> **Data segment**:
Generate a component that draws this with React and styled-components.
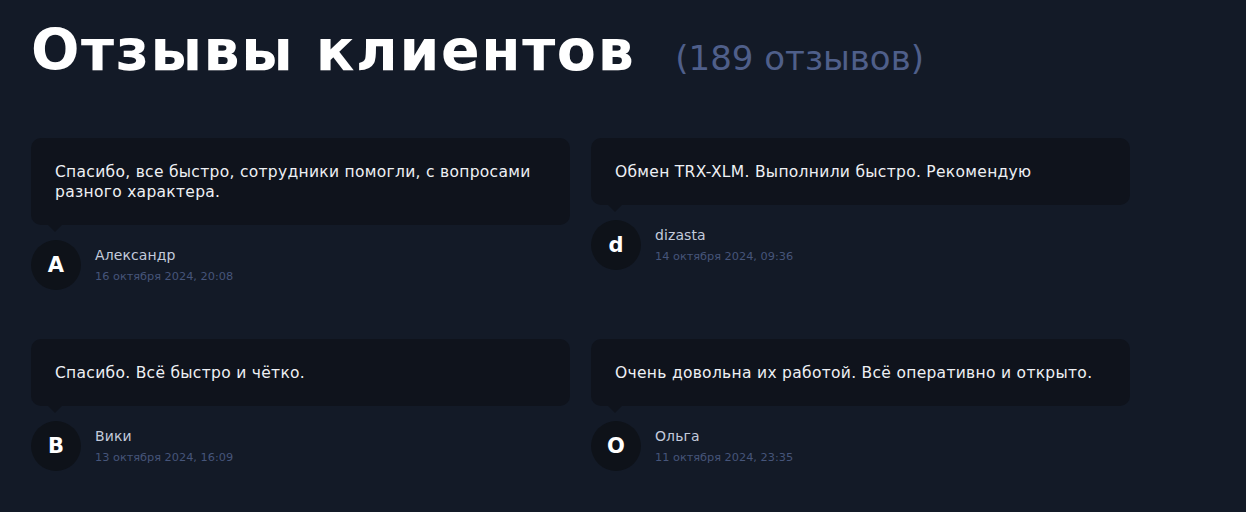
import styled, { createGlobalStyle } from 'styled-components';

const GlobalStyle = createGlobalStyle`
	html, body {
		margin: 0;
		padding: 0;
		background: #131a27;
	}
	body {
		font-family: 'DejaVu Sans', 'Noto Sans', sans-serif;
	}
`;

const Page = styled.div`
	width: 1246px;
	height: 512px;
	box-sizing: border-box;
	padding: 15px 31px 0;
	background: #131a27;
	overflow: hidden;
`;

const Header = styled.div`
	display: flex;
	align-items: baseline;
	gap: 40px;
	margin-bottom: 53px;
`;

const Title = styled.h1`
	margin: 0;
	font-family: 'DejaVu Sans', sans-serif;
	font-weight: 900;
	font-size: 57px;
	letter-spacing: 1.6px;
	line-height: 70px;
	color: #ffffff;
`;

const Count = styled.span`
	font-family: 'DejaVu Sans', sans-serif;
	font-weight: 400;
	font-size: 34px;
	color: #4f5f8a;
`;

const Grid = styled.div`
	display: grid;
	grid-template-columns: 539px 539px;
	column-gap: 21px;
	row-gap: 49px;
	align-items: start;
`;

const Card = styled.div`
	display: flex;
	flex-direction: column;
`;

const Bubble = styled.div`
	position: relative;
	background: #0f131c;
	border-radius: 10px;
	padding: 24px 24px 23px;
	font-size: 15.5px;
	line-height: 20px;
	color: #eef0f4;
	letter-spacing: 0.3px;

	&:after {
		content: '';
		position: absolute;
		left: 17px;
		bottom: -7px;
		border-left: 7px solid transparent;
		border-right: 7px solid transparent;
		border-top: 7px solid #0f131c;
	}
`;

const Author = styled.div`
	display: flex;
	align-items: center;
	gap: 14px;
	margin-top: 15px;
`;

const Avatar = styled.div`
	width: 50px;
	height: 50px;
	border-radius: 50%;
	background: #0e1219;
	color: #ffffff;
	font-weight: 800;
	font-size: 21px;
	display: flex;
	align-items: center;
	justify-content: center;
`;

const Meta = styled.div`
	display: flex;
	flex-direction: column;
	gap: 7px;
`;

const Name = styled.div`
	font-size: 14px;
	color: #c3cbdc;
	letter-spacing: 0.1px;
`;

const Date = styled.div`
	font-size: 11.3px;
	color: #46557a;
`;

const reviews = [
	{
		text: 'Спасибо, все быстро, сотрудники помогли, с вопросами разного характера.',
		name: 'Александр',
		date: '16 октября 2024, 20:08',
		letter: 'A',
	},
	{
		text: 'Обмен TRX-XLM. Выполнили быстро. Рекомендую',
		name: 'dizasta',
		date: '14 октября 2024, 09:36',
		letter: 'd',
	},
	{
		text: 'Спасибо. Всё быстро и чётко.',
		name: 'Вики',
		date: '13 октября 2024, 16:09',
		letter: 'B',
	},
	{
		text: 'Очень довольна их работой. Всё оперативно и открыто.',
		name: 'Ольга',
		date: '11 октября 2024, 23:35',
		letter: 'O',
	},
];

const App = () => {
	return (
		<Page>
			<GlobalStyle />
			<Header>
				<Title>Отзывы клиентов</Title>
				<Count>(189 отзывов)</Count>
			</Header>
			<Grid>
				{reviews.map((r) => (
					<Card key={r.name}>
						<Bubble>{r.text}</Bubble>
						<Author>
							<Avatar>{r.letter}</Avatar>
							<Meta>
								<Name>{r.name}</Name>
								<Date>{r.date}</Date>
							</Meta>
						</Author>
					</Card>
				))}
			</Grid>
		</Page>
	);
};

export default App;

> **What is being asked**:
Copy out the lines in which the string "components" appears.

> **Result of the exercise**:
Generate a component that draws this with React and styled-components.
import styled, { createGlobalStyle } from 'styled-components';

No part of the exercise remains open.